Hombre enérgico y de carácter (en aquellos años se hablaba en términos menos diplomáticos) Francisco Caballero estuvo en la Alameda hasta la década de los 90 y corrió detrás de muchos chavales que le pisaban los jardines en busca de dátiles y moras. Francisco era muy aficionado al fútbol, por lo que las tardes de los domingos la Alameda se llenaban de sonidos del carrusel deportivo. Aún retumban los nombres de Acosta, Aitor Aguirre, Berruezo, del Español de Barcelona, de Borja y Bertomeu, de Felipe, Solsona y José María.

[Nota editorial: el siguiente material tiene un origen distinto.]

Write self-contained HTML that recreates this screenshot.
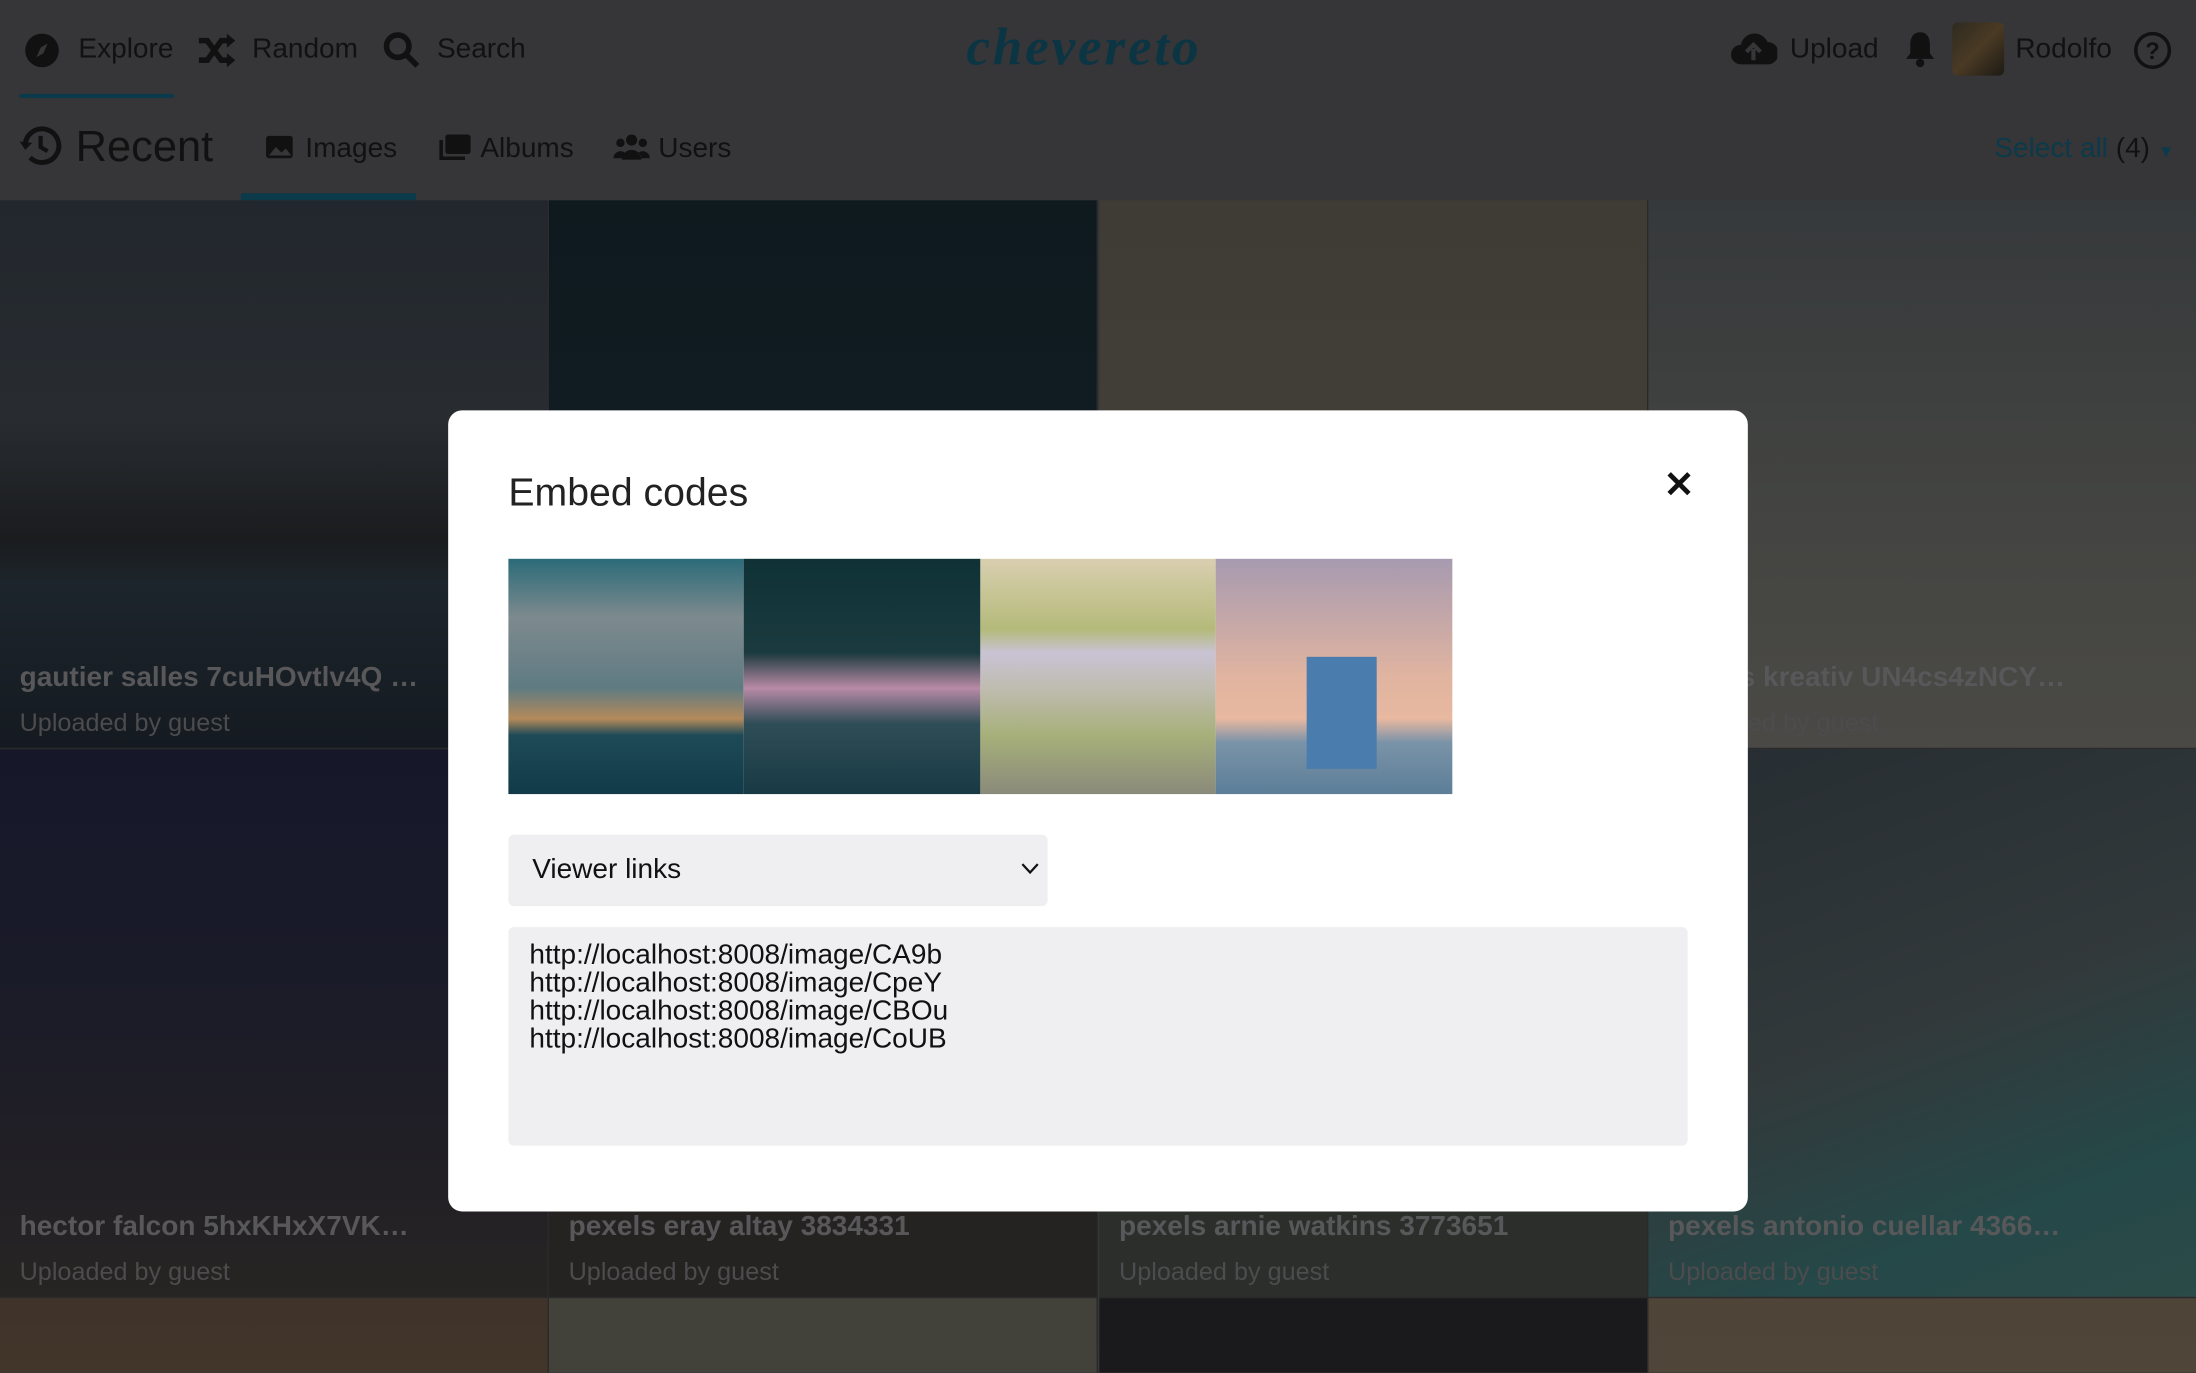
<!DOCTYPE html>
<html><head><meta charset="utf-8"><style>
*{box-sizing:border-box;margin:0;padding:0}
html,body{width:2196px;height:1373px;overflow:hidden;background:#363538;font-family:"Liberation Sans",Arial,sans-serif}
#s{position:absolute;left:0;top:0;width:1568px;height:980px;transform:scale(1.40051);transform-origin:0 0;background:#363538;overflow:hidden}
.a{position:absolute}
.nav{color:#111;font-size:20px}
.tile{position:absolute;width:392px;height:392px;overflow:hidden;border-right:1px solid #2a2a2a;border-bottom:1px solid #2a2a2a}
.tt{position:absolute;left:14px;bottom:38px;font-weight:bold;font-size:20px;color:#58585a;white-space:nowrap}
.ts{position:absolute;left:14px;bottom:7px;font-size:18px;color:#4c4c4e}
.ico{position:absolute;top:12px}
</style></head><body><div id="s">
<svg class="a" style="left:17px;top:23px" width="26" height="26" viewBox="0 0 26 26"><circle cx="13" cy="13" r="12" fill="#111"/><path d="M17 8l-3 7-5 3 3-7z" fill="#363538"/></svg>
<div class="a nav" style="left:56px;top:24px">Explore</div>
<svg class="a" style="left:140px;top:24px" width="28" height="24" viewBox="0 0 28 24"><path d="M2 5h6l10 14h6M2 19h6l10-14h6" stroke="#111" stroke-width="4" fill="none"/><path d="M22 0l6 5-6 5zM22 14l6 5-6 5z" fill="#111"/></svg>
<div class="a nav" style="left:180px;top:24px">Random</div>
<svg class="a" style="left:273px;top:22px" width="28" height="28" viewBox="0 0 28 28"><circle cx="11" cy="11" r="8" stroke="#111" stroke-width="4" fill="none"/><path d="M17 17l8 8" stroke="#111" stroke-width="4"/></svg>
<div class="a nav" style="left:312px;top:24px">Search</div>
<div class="a" style="left:14px;top:67px;width:110px;height:3px;background:#0b3a4a"></div>
<div class="a" style="left:690px;top:12px;font-family:'Liberation Serif',serif;font-style:italic;font-weight:bold;font-size:38px;color:#0c3544;letter-spacing:2px">chevereto</div>
<svg class="a" style="left:1235px;top:22px" width="34" height="26" viewBox="0 0 34 26"><path d="M8 24a7 7 0 010-14 10 10 0 0119-2 8 8 0 010 16z" fill="#111"/><path d="M17 21v-8M12 15l5-5 5 5" stroke="#363538" stroke-width="3" fill="none"/></svg>
<div class="a nav" style="left:1278px;top:24px">Upload</div>
<svg class="a" style="left:1358px;top:21px" width="26" height="28" viewBox="0 0 26 28"><path d="M13 2c-5 0-7 4-7 9v6l-3 4h20l-3-4v-6c0-5-2-9-7-9z" fill="#111"/><circle cx="13" cy="24" r="3" fill="#111"/></svg>
<div class="a" style="left:1394px;top:16px;width:37px;height:38px;border-radius:4px;background:linear-gradient(135deg,#2e2a20,#4a3a24 50%,#1d1a14)"></div>
<div class="a nav" style="left:1439px;top:24px">Rodolfo</div>
<svg class="a" style="left:1523px;top:22px" width="28" height="28" viewBox="0 0 28 28"><circle cx="14" cy="14" r="12" stroke="#111" stroke-width="2.5" fill="none"/><text x="14" y="20" font-size="17" font-family="Liberation Sans" font-weight="bold" text-anchor="middle" fill="#111">?</text></svg>
<svg class="a" style="left:12px;top:87px" width="34" height="34" viewBox="0 0 34 34"><path d="M6 17a12 12 0 1 1 3.5 8.5" stroke="#111" stroke-width="3.5" fill="none"/><path d="M2 14l4 6 5-5z" fill="#111"/><path d="M17 10v8l5 3" stroke="#111" stroke-width="3" fill="none"/></svg>
<div class="a" style="left:54px;top:87px;font-size:31px;color:#111">Recent</div>
<svg class="a" style="left:189px;top:96px" width="21" height="18" viewBox="0 0 21 18"><rect x="1" y="1" width="19" height="16" rx="2" fill="#111"/><path d="M3 15l5-6 4 4 3-3 4 5z" fill="#363538"/></svg>
<div class="a nav" style="left:218px;top:95px">Images</div>
<div class="a" style="left:172px;top:138px;width:125px;height:5px;background:#0b3a4a"></div>
<svg class="a" style="left:313px;top:95px" width="24" height="20" viewBox="0 0 24 20"><rect x="5" y="1" width="18" height="14" rx="2" fill="#111"/><path d="M2 5v13h17" stroke="#111" stroke-width="2.5" fill="none"/></svg>
<div class="a nav" style="left:343px;top:95px">Albums</div>
<svg class="a" style="left:438px;top:95px" width="26" height="20" viewBox="0 0 26 20"><circle cx="13" cy="5" r="4" fill="#111"/><circle cx="5" cy="7" r="3" fill="#111"/><circle cx="21" cy="7" r="3" fill="#111"/><path d="M6 19a7 7 0 0114 0zM0 18a5 5 0 018-4l-2 4zM26 18a5 5 0 00-8-4l2 4z" fill="#111"/></svg>
<div class="a nav" style="left:470px;top:95px">Users</div>
<div class="a" style="left:1424px;top:95px;font-size:20px;color:#0b3a4a">Select all <span style="color:#111">(4)</span> <span style="font-size:12px">▼</span></div>
<div class="tile" style="left:0;top:143px;background:linear-gradient(#22272d 0%,#282c31 40%,#1a1c1e 62%,#1d252c 70%,#141a20)"><div class="tt">gautier salles 7cuHOvtlv4Q …</div><div class="ts">Uploaded by guest</div></div>
<div class="tile" style="left:392px;top:143px;background:linear-gradient(#0f1a1f,#121f25)"></div>
<div class="tile" style="left:785px;top:143px;background:linear-gradient(#3e3c35,#45423a)"></div>
<div class="tile" style="left:1177px;top:143px;background:linear-gradient(#36393b,#444542 60%,#4a4945)"><div class="tt">pexels kreativ UN4cs4zNCY…</div><div class="ts">Uploaded by guest</div></div>
<div class="tile" style="left:0;top:535px;background:linear-gradient(#16182a,#1a1b29 40%,#222024 80%,#272523)"><div class="tt">hector falcon 5hxKHxX7VK…</div><div class="ts">Uploaded by guest</div></div>
<div class="tile" style="left:392px;top:535px;background:#242321"><div class="tt">pexels eray altay 3834331</div><div class="ts">Uploaded by guest</div></div>
<div class="tile" style="left:785px;top:535px;background:#2b2e2b"><div class="tt">pexels arnie watkins 3773651</div><div class="ts">Uploaded by guest</div></div>
<div class="tile" style="left:1177px;top:535px;background:linear-gradient(160deg,#262d32,#32393b 50%,#254848 80%,#2b4a48)"><div class="tt">pexels antonio cuellar 4366…</div><div class="ts">Uploaded by guest</div></div>
<div class="tile" style="left:0;top:927px;background:linear-gradient(#40342a,#4c3c2c)"></div>
<div class="tile" style="left:392px;top:927px;background:linear-gradient(#42413a,#4a4838)"></div>
<div class="tile" style="left:785px;top:927px;background:#1a1a1c"></div>
<div class="tile" style="left:1177px;top:927px;background:linear-gradient(#4e4438,#584c3e)"></div>
<div class="a" style="left:320px;top:293px;width:928px;height:572px;background:#fff;border-radius:10px"></div>
<div class="a" style="left:363px;top:336px;font-size:28px;color:#222">Embed codes</div>
<div class="a" style="left:1188px;top:331px;font-size:26px;font-weight:bold;color:#111">✕</div>
<div class="a" style="left:363px;top:399px;width:168px;height:168px;background:linear-gradient(#2b6b78 0%,#7d8a8e 25%,#5f7b82 55%,#b48a5a 68%,#1e4a58 75%,#123a48)"></div>
<div class="a" style="left:531px;top:399px;width:169px;height:168px;background:linear-gradient(#0f3236 0%,#1a3a3e 40%,#b88aa6 55%,#2f4d56 70%,#183a44)"></div>
<div class="a" style="left:700px;top:399px;width:168px;height:168px;background:linear-gradient(#d9cfb0 0%,#b4ba7a 30%,#c9c3d5 40%,#bfbcb0 55%,#a7b07a 75%,#8a8a7a)"></div>
<div class="a" style="left:868px;top:399px;width:169px;height:168px;background:linear-gradient(#a79ab0 0%,#e0b4a0 50%,#e8b8a0 68%,#7a93a8 78%,#5c7e98)"><div class="a" style="left:65px;top:70px;width:50px;height:80px;background:#4b7cae"></div></div>
<div class="a" style="left:363px;top:596px;width:385px;height:51px;background:#efeef0;border-radius:4px"></div>
<div class="a" style="left:380px;top:610px;font-size:20px;color:#111">Viewer links</div>
<svg class="a" style="left:729px;top:616px" width="13" height="9" viewBox="0 0 13 9"><path d="M1 1l5.5 6L12 1" stroke="#111" stroke-width="1.6" fill="none"/></svg>
<div class="a" style="left:363px;top:662px;width:842px;height:156px;background:#efeef0;border-radius:4px"></div>
<div class="a" style="left:378px;top:672px;font-size:20px;line-height:20px;color:#111">http://localhost:8008/image/CA9b<br>http://localhost:8008/image/CpeY<br>http://localhost:8008/image/CBOu<br>http://localhost:8008/image/CoUB</div>
</div></body></html>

Francisco Caballero fue sustituido por el actual jardinero, Antonio, hijo de Ángel el fontanero. Durante el reinado de la dinastía de jardineros, en Fuentes dicen que gobernaron varios alcaldes. José Moya era alcalde de Fuentes cuando en la Alameda reinaban Fernando Carmona y Cristóbal Adame. El veterinario Herrera Blanco vino luego, más tarde Armías y, con la democracia, Sebastián Catalino, José Martín Ruano, José Medrano Nieto, Miguel Fernández y Francisco Martínez.

La decadencia de la Alameda llegó a principios de los 80. La culpa, según dicen, la tuvo la droga que se instaló a la sombra de las palmeras. Dicen que fue eso, aunque es posible que en realidad la decadencia fuese la consecuencia inevitable de los cambios de las costumbres. Es posible que el esplendor de los rosales, dalias, cinias, copetes, crisantemos y el paseo de las parejitas de novios por los jardines ya no fuesen suficientes alicientes. Los carrillos de pipas de la Cojita, los entornaos y las tortas de Luisa eran ya de otro mundo. Los cambios sociales de los años 80 y 90 requerirían un estudio a fondo. Pero ésa es otra historia.